Work to complete: Repeat, word for word, every line from the line holding "Clone this screenshot" through the final line of the entries below. Skip all pictures.
Begin Given entries
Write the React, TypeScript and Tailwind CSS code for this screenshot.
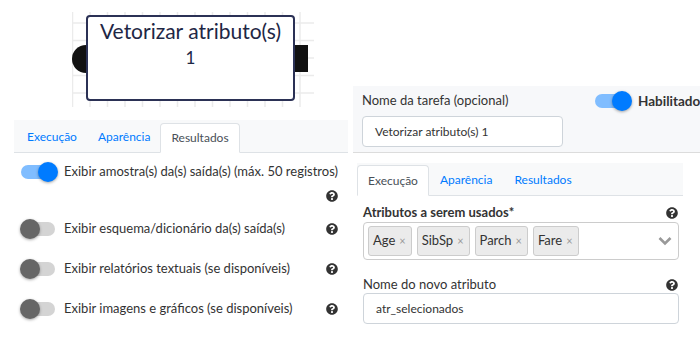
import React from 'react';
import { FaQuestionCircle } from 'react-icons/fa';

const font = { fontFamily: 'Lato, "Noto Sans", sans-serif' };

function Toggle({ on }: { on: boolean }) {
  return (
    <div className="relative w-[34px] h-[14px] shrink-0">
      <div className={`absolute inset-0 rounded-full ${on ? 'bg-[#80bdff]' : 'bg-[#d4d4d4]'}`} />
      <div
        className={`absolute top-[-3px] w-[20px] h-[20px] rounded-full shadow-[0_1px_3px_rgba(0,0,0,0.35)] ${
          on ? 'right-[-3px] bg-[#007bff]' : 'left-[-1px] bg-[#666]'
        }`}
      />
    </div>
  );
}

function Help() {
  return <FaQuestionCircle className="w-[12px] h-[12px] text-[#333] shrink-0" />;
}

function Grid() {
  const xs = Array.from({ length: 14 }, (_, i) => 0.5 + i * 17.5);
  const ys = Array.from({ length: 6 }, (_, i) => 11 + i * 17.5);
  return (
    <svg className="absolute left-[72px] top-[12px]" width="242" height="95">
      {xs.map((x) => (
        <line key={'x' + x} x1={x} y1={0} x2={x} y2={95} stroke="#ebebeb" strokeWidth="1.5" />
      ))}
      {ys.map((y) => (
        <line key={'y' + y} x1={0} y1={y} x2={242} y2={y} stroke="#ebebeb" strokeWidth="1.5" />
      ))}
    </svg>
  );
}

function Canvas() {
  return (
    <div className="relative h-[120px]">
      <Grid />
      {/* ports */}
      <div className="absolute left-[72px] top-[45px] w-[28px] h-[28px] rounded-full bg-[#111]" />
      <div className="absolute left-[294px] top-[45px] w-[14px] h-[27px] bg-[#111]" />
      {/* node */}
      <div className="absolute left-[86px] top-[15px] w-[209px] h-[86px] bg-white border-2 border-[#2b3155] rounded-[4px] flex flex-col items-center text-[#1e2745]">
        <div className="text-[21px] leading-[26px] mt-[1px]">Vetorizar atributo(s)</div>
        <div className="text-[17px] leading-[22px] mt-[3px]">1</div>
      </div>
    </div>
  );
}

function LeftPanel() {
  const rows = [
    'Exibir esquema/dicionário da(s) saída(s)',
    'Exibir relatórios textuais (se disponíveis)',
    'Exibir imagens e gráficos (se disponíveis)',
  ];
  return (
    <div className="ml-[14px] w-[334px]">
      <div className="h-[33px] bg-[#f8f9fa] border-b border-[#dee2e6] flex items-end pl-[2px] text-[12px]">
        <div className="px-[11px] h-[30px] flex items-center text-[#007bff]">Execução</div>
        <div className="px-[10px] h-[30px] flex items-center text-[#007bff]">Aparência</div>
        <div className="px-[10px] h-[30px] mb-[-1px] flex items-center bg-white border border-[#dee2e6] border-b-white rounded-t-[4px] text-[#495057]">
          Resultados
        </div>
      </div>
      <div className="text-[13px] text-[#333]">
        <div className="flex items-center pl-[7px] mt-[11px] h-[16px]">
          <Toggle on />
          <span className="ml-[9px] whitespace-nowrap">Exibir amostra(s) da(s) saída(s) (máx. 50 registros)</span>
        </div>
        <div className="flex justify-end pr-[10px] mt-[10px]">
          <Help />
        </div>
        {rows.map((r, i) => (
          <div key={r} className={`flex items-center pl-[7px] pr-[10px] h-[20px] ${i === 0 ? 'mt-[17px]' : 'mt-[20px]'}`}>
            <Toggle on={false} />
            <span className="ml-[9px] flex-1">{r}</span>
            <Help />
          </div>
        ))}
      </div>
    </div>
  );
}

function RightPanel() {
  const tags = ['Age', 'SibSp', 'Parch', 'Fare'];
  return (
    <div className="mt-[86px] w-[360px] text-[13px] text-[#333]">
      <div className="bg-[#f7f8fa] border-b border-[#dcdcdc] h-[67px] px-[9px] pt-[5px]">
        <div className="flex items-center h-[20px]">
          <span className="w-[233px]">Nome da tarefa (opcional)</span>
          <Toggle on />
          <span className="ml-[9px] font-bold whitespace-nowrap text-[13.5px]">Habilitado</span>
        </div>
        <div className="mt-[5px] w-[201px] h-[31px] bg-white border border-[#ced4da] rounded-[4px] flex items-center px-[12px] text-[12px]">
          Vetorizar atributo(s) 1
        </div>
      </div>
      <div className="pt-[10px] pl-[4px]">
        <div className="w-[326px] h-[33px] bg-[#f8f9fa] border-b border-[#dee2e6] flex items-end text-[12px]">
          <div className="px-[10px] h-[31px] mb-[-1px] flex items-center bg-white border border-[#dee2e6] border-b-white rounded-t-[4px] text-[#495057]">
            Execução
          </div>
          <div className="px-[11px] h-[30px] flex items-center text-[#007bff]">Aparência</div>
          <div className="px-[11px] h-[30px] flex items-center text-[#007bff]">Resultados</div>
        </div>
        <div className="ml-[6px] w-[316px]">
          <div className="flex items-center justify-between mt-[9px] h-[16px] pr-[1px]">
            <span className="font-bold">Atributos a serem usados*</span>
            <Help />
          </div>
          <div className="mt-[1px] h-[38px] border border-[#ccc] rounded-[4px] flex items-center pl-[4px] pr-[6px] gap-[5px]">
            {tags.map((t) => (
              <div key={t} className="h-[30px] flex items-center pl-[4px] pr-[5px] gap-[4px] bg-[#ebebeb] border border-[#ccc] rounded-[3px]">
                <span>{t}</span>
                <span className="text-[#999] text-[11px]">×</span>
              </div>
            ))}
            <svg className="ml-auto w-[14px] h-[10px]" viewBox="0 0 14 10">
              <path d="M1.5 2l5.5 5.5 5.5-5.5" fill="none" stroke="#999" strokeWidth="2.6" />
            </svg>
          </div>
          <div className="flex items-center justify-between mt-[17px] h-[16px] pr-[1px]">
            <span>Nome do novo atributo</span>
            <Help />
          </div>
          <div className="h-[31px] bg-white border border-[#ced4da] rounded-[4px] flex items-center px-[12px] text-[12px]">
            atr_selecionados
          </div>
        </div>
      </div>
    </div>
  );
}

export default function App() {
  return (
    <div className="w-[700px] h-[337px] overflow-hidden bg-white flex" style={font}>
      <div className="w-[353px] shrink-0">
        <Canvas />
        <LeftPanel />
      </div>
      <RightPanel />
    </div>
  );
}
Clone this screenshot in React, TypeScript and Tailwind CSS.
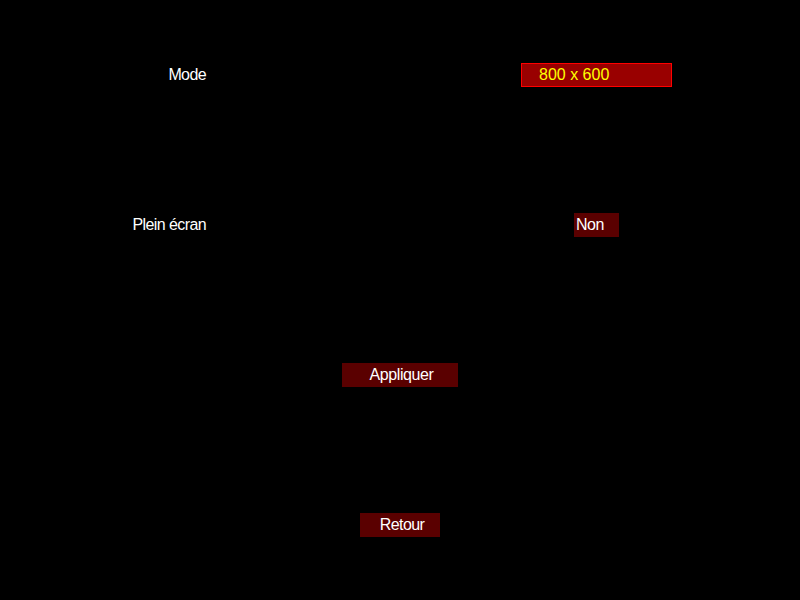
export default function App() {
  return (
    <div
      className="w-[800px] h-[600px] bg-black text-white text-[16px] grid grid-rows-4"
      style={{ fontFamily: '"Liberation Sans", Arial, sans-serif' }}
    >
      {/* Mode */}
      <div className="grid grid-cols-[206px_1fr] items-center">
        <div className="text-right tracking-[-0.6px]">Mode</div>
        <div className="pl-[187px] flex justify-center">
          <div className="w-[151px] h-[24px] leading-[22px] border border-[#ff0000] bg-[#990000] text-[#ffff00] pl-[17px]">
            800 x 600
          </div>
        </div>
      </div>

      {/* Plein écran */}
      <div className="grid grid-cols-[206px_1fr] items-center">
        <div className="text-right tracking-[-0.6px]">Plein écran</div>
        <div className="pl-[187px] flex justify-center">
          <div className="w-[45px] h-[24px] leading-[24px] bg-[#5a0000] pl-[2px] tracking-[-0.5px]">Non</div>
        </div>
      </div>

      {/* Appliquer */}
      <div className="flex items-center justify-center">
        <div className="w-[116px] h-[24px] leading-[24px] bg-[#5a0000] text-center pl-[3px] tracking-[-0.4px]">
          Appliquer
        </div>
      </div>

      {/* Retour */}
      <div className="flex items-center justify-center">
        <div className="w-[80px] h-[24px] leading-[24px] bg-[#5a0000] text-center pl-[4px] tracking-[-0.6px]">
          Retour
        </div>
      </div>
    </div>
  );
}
End Given entries
Finished exercise:
Clone this screenshot in React, TypeScript and Tailwind CSS.
export default function App() {
  return (
    <div
      className="w-[800px] h-[600px] bg-black text-white text-[16px] grid grid-rows-4"
      style={{ fontFamily: '"Liberation Sans", Arial, sans-serif' }}
    >
      {/* Mode */}
      <div className="grid grid-cols-[206px_1fr] items-center">
        <div className="text-right tracking-[-0.6px]">Mode</div>
        <div className="pl-[187px] flex justify-center">
          <div className="w-[151px] h-[24px] leading-[22px] border border-[#ff0000] bg-[#990000] text-[#ffff00] pl-[17px]">
            800 x 600
          </div>
        </div>
      </div>

      {/* Plein écran */}
      <div className="grid grid-cols-[206px_1fr] items-center">
        <div className="text-right tracking-[-0.6px]">Plein écran</div>
        <div className="pl-[187px] flex justify-center">
          <div className="w-[45px] h-[24px] leading-[24px] bg-[#5a0000] pl-[2px] tracking-[-0.5px]">Non</div>
        </div>
      </div>

      {/* Appliquer */}
      <div className="flex items-center justify-center">
        <div className="w-[116px] h-[24px] leading-[24px] bg-[#5a0000] text-center pl-[3px] tracking-[-0.4px]">
          Appliquer
        </div>
      </div>

      {/* Retour */}
      <div className="flex items-center justify-center">
        <div className="w-[80px] h-[24px] leading-[24px] bg-[#5a0000] text-center pl-[4px] tracking-[-0.6px]">
          Retour
        </div>
      </div>
    </div>
  );
}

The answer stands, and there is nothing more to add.